Dataset excerpt>
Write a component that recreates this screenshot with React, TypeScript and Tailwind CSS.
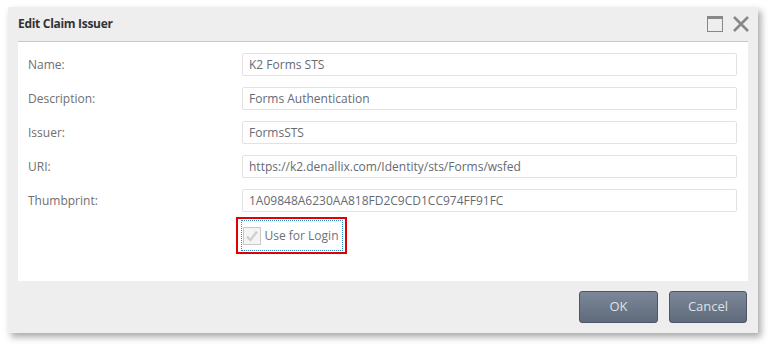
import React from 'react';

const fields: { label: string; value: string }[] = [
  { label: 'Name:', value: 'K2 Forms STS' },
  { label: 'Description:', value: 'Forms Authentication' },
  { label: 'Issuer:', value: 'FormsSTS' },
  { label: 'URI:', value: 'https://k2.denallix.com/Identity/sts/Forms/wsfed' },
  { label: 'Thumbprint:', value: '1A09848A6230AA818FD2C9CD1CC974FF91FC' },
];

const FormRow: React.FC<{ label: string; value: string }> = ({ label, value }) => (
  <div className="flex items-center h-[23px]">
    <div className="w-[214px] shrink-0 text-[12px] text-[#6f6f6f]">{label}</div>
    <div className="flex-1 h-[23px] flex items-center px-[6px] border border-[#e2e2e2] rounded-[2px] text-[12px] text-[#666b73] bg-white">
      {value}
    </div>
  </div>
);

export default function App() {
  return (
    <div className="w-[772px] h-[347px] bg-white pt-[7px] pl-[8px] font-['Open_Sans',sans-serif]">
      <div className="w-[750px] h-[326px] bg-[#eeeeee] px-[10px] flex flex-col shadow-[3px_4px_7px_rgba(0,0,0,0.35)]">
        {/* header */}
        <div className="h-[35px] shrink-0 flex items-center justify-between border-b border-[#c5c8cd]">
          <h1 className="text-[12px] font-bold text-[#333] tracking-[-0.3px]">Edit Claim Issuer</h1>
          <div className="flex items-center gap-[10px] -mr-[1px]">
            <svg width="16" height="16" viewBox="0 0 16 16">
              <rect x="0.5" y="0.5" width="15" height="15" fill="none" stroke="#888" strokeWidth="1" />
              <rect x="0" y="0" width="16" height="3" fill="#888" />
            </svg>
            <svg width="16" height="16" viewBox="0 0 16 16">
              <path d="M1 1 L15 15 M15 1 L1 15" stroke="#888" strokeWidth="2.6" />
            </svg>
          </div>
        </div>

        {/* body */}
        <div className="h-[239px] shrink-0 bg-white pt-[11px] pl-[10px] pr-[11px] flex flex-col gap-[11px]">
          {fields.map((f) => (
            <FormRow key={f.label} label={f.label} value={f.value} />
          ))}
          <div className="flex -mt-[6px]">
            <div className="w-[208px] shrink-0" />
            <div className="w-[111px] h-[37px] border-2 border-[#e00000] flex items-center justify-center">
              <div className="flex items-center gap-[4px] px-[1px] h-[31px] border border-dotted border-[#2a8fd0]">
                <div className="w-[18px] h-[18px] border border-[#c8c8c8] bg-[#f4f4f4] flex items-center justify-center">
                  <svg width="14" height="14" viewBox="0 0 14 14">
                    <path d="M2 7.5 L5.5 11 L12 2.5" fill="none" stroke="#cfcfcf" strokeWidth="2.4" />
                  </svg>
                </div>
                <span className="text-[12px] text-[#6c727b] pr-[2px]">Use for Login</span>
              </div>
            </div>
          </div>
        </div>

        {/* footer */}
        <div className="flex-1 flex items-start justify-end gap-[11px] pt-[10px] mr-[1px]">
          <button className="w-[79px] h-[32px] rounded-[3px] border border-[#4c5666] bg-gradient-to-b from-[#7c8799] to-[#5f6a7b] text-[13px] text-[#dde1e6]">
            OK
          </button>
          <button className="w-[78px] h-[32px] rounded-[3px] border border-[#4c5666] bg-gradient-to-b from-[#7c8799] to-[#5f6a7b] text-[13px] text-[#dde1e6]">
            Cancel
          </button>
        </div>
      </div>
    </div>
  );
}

Exercise prompt> Reproduce the material in its entirety and word for word, without the pictures.

Reply>
Write a component that recreates this screenshot with React, TypeScript and Tailwind CSS.
import React from 'react';

const fields: { label: string; value: string }[] = [
  { label: 'Name:', value: 'K2 Forms STS' },
  { label: 'Description:', value: 'Forms Authentication' },
  { label: 'Issuer:', value: 'FormsSTS' },
  { label: 'URI:', value: 'https://k2.denallix.com/Identity/sts/Forms/wsfed' },
  { label: 'Thumbprint:', value: '1A09848A6230AA818FD2C9CD1CC974FF91FC' },
];

const FormRow: React.FC<{ label: string; value: string }> = ({ label, value }) => (
  <div className="flex items-center h-[23px]">
    <div className="w-[214px] shrink-0 text-[12px] text-[#6f6f6f]">{label}</div>
    <div className="flex-1 h-[23px] flex items-center px-[6px] border border-[#e2e2e2] rounded-[2px] text-[12px] text-[#666b73] bg-white">
      {value}
    </div>
  </div>
);

export default function App() {
  return (
    <div className="w-[772px] h-[347px] bg-white pt-[7px] pl-[8px] font-['Open_Sans',sans-serif]">
      <div className="w-[750px] h-[326px] bg-[#eeeeee] px-[10px] flex flex-col shadow-[3px_4px_7px_rgba(0,0,0,0.35)]">
        {/* header */}
        <div className="h-[35px] shrink-0 flex items-center justify-between border-b border-[#c5c8cd]">
          <h1 className="text-[12px] font-bold text-[#333] tracking-[-0.3px]">Edit Claim Issuer</h1>
          <div className="flex items-center gap-[10px] -mr-[1px]">
            <svg width="16" height="16" viewBox="0 0 16 16">
              <rect x="0.5" y="0.5" width="15" height="15" fill="none" stroke="#888" strokeWidth="1" />
              <rect x="0" y="0" width="16" height="3" fill="#888" />
            </svg>
            <svg width="16" height="16" viewBox="0 0 16 16">
              <path d="M1 1 L15 15 M15 1 L1 15" stroke="#888" strokeWidth="2.6" />
            </svg>
          </div>
        </div>

        {/* body */}
        <div className="h-[239px] shrink-0 bg-white pt-[11px] pl-[10px] pr-[11px] flex flex-col gap-[11px]">
          {fields.map((f) => (
            <FormRow key={f.label} label={f.label} value={f.value} />
          ))}
          <div className="flex -mt-[6px]">
            <div className="w-[208px] shrink-0" />
            <div className="w-[111px] h-[37px] border-2 border-[#e00000] flex items-center justify-center">
              <div className="flex items-center gap-[4px] px-[1px] h-[31px] border border-dotted border-[#2a8fd0]">
                <div className="w-[18px] h-[18px] border border-[#c8c8c8] bg-[#f4f4f4] flex items-center justify-center">
                  <svg width="14" height="14" viewBox="0 0 14 14">
                    <path d="M2 7.5 L5.5 11 L12 2.5" fill="none" stroke="#cfcfcf" strokeWidth="2.4" />
                  </svg>
                </div>
                <span className="text-[12px] text-[#6c727b] pr-[2px]">Use for Login</span>
              </div>
            </div>
          </div>
        </div>

        {/* footer */}
        <div className="flex-1 flex items-start justify-end gap-[11px] pt-[10px] mr-[1px]">
          <button className="w-[79px] h-[32px] rounded-[3px] border border-[#4c5666] bg-gradient-to-b from-[#7c8799] to-[#5f6a7b] text-[13px] text-[#dde1e6]">
            OK
          </button>
          <button className="w-[78px] h-[32px] rounded-[3px] border border-[#4c5666] bg-gradient-to-b from-[#7c8799] to-[#5f6a7b] text-[13px] text-[#dde1e6]">
            Cancel
          </button>
        </div>
      </div>
    </div>
  );
}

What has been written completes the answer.